**PROBLEM STATEMENT:** Locate each line of the material that contains "React", then return it.

**DATASET EXTRACT:**
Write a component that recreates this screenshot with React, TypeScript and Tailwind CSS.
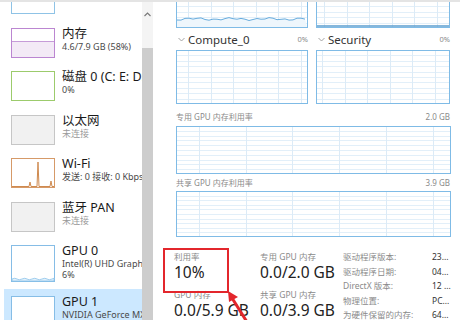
import React from "react";

const FONT = { fontFamily: '"Noto Sans", "Noto Sans CJK SC", sans-serif' };

type ThumbKind = "cpu" | "mem" | "disk" | "off" | "wifi" | "gpu";

function Thumb({ kind, h }: { kind: ThumbKind; h: number }) {
    const w = 44;
    const colors: Record<ThumbKind, string> = {
        cpu: "#8fc3e6",
        mem: "#bb86d1",
        disk: "#9ccb6c",
        off: "#c6c6c6",
        wifi: "#d69a68",
        gpu: "#86bde6",
    };
    const c = colors[kind];
    return (
        <svg width={w} height={h} className="block shrink-0">
            <rect x={0.5} y={0.5} width={w - 1} height={h - 1} fill={kind === "off" ? "#f1f1f1" : "#fff"} stroke={c} />
            {kind === "mem" && (
                <>
                    <rect x={1} y={13} width={w - 2} height={h - 14} fill="#f3eaf6" />
                    <line x1={1} y1={13.5} x2={w - 1} y2={13.5} stroke="#c69cd8" />
                </>
            )}
            {kind === "wifi" && (
                <polyline
                    points={`1,${h - 1.5} 18,${h - 1.5} 19,${h - 6} 20,${h - 1.5} 26,${h - 1.5} 27,${h - 26} 28,${h - 1.5} 39,${h - 1.5} 40,${h - 7} 41,${h - 1.5} 43,${h - 1.5}`}
                    fill="none"
                    stroke="#cf8a4f"
                    strokeWidth={1}
                />
            )}
            {kind === "gpu" && (
                <path
                    d={`M1 ${h - 3} q3 -1.5 5 0 t5 0 t5 0 t5 0 t5 0 t5 0 t5 0 t5 0 t2 0 V${h - 1} H1 Z`}
                    fill="#e3f1fb"
                    stroke="#8cc3ea"
                    strokeWidth={0.8}
                />
            )}
        </svg>
    );
}

type Item = {
    title: string;
    sub: string[];
    kind: ThumbKind;
    muted?: boolean;
    tall?: boolean;
    selected?: boolean;
};

const ITEMS: Item[] = [
    { title: "", sub: [], kind: "cpu" },
    { title: "内存", sub: ["4.6/7.9 GB (58%)"], kind: "mem" },
    { title: "磁盘 0 (C: E: D:)", sub: ["0%"], kind: "disk" },
    { title: "以太网", sub: ["未连接"], kind: "off", muted: true },
    { title: "Wi-Fi", sub: ["发送: 0 接收: 0 Kbps"], kind: "wifi" },
    { title: "蓝牙 PAN", sub: ["未连接"], kind: "off", muted: true },
    { title: "GPU 0", sub: ["Intel(R) UHD Graphics 630", "6%"], kind: "gpu", tall: true },
    { title: "GPU 1", sub: ["NVIDIA GeForce MX250", "0%"], kind: "gpu", tall: true, selected: true },
];

function Graph({ w, h, vx, vs, kind }: { w: number; h: number; vx: number; vs: number; kind?: "wave" | "floor" }) {
    const rows: number[] = [];
    for (let i = 1; i < 10; i++) rows.push(Math.round((h * i) / 10) + 0.5);
    const cols: number[] = [];
    for (let x = vx; x < w - 1; x += vs) cols.push(Math.round(x) + 0.5);
    let wave = "";
    if (kind === "wave") {
        const pts: string[] = [];
        for (let x = 1; x <= w - 1; x += 4) {
            const y = h - 9 + Math.sin(x * 0.45) * 0.8 + Math.cos(x * 0.17) * 0.7;
            pts.push(`${x},${y.toFixed(1)}`);
        }
        wave = pts.join(" ");
    }
    return (
        <svg width={w} height={h} className="block shrink-0">
            <rect x={0.5} y={0.5} width={w - 1} height={h - 1} fill="#fff" />
            {rows.map((y) => (
                <line key={"r" + y} x1={1} y1={y} x2={w - 1} y2={y} stroke="#e2eff9" />
            ))}
            {cols.map((x) => (
                <line key={"c" + x} x1={x} y1={1} x2={x} y2={h - 1} stroke="#dcebf7" />
            ))}
            {kind === "wave" && (
                <>
                    <polygon points={`1,${h - 1} ${wave} ${w - 1},${h - 1}`} fill="#eef6fc" />
                    <polyline points={wave} fill="none" stroke="#68acdd" strokeWidth={1} />
                </>
            )}
            {kind === "floor" && <line x1={1} y1={h - 2} x2={w - 1} y2={h - 2} stroke="#5e9fcf" strokeWidth={1.5} />}
            <rect x={0.5} y={0.5} width={w - 1} height={h - 1} fill="none" stroke="#7fbbe6" />
        </svg>
    );
}

function Chevron() {
    return (
        <svg width="7" height="5" viewBox="0 0 7 5" className="shrink-0">
            <polyline points="0.5,1 3.5,4 6.5,1" fill="none" stroke="#9a9a9a" strokeWidth="0.9" />
        </svg>
    );
}

export default function App() {
    return (
        <div className="relative w-[460px] h-[320px] overflow-hidden bg-white text-[#1f1f1f]" style={FONT}>
            <div className="h-[2px] bg-[#e4e4e4]" />
            <div className="flex h-[318px]">
                {/* Sidebar */}
                <div className="w-[142px] shrink-0 overflow-hidden">
                    <div className="mt-[-25px] pl-[4px]">
                        {ITEMS.map((it, i) => (
                            <div
                                key={i}
                                className={
                                    "flex gap-[7px] pl-[7px] pt-[7px] " +
                                    (it.tall ? "h-[51px] " : "h-[43.5px] ") +
                                    (it.selected ? "bg-[#cce8ff]" : "")
                                }
                            >
                                <Thumb kind={it.kind} h={it.tall ? 37 : 30} />
                                <div className="min-w-0 whitespace-nowrap -mt-[1px]">
                                    <div className="text-[12.5px] leading-[14px] text-[#1a1a1a]">{it.title}</div>
                                    {it.sub.map((s, j) => (
                                        <div
                                            key={j}
                                            className={
                                                "text-[9px] leading-[11px] " +
                                                (it.muted ? "text-[#9a9a9a]" : "text-[#4a4a4a]")
                                            }
                                        >
                                            {s}
                                        </div>
                                    ))}
                                </div>
                            </div>
                        ))}
                    </div>
                </div>

                {/* Scrollbar */}
                <div className="w-[11px] shrink-0 flex flex-col">
                    <div className="h-[46px] bg-[#f4f4f4] flex justify-center pt-[10px]">
                        <svg width="7" height="5" viewBox="0 0 7 5">
                            <polyline points="0.5,4 3.5,1 6.5,4" fill="none" stroke="#777" strokeWidth="1.1" />
                        </svg>
                    </div>
                    <div className="flex-1 bg-[#cdcdcd]" />
                </div>

                {/* Main panel */}
                <div className="flex-1 pl-[23px] pr-[10px] overflow-hidden">
                    <div className="mt-[-28px] grid grid-cols-[132px_134px] gap-x-[8px]">
                        <Graph w={132} h={54} vx={12} vs={22.5} kind="wave" />
                        <Graph w={134} h={54} vx={8} vs={22.5} kind="floor" />
                        {["Compute_0", "Security"].map((t) => (
                            <div key={t} className="h-[22px] flex items-center pt-[1px] pl-[2px]">
                                <Chevron />
                                <span className="ml-[3px] text-[11.5px] text-[#333]">{t}</span>
                                <span className="ml-auto text-[7.5px] text-[#8a8a8a]">0%</span>
                            </div>
                        ))}
                        <Graph w={132} h={54} vx={12} vs={22.5} />
                        <Graph w={134} h={54} vx={6} vs={22.5} />
                    </div>

                    <div className="h-[22px] flex items-center pt-[3px] text-[8px] text-[#8a8a8a]">
                        <span>专用 GPU 内存利用率</span>
                        <span className="ml-auto">2.0 GB</span>
                    </div>
                    <Graph w={275} h={48} vx={23} vs={46.7} />

                    <div className="h-[17px] flex items-center text-[8px] text-[#8a8a8a]">
                        <span>共享 GPU 内存利用率</span>
                        <span className="ml-auto">3.9 GB</span>
                    </div>
                    <Graph w={275} h={46} vx={23} vs={46.7} />

                    {/* Stats */}
                    <div className="flex -ml-[2px] pt-[14px] whitespace-nowrap">
                        <div className="w-[86px] shrink-0">
                            <div className="text-[8.5px] leading-[12px] text-[#8a8a8a]">利用率</div>
                            <div className="text-[15.5px] leading-[18px] text-[#222]">10%</div>
                            <div className="mt-[8px] text-[8.5px] leading-[12px] text-[#8a8a8a]">GPU 内存</div>
                            <div className="text-[15.5px] leading-[18px] text-[#222]">0.0/5.9 GB</div>
                        </div>
                        <div className="w-[83px] shrink-0">
                            <div className="text-[8.5px] leading-[12px] text-[#8a8a8a]">专用 GPU 内存</div>
                            <div className="text-[15.5px] leading-[18px] text-[#222]">0.0/2.0 GB</div>
                            <div className="mt-[8px] text-[8.5px] leading-[12px] text-[#8a8a8a]">共享 GPU 内存</div>
                            <div className="text-[15.5px] leading-[18px] text-[#222]">0.0/3.9 GB</div>
                        </div>
                        <div className="grid grid-cols-[89px_auto] text-[8.5px] leading-[14.5px] -mt-[1px]">
                            <span className="text-[#8a8a8a]">驱动程序版本:</span>
                            <span className="text-[#333]">23...</span>
                            <span className="text-[#8a8a8a]">驱动程序日期:</span>
                            <span className="text-[#333]">04...</span>
                            <span className="text-[#8a8a8a]">DirectX 版本:</span>
                            <span className="text-[#333]">12 ...</span>
                            <span className="text-[#8a8a8a]">物理位置:</span>
                            <span className="text-[#333]">PC...</span>
                            <span className="text-[#8a8a8a]">为硬件保留的内存:</span>
                            <span className="text-[#333]">64...</span>
                        </div>
                    </div>
                </div>
            </div>

            {/* Annotation: red box and arrow */}
            <div className="absolute left-[163px] top-[248px] w-[66px] h-[45px] border-2 border-[#e3262c]" />
            <svg className="absolute left-[220px] top-[286px]" width="40" height="34" viewBox="0 0 40 34">
                <line x1="27" y1="36" x2="12" y2="12" stroke="#e3262c" strokeWidth="3" />
                <polygon points="8,5 18,11 9,16" fill="#e3262c" />
            </svg>
        </div>
    );
}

**RESPONSE BELOW:**
Write a component that recreates this screenshot with React, TypeScript and Tailwind CSS.
import React from "react";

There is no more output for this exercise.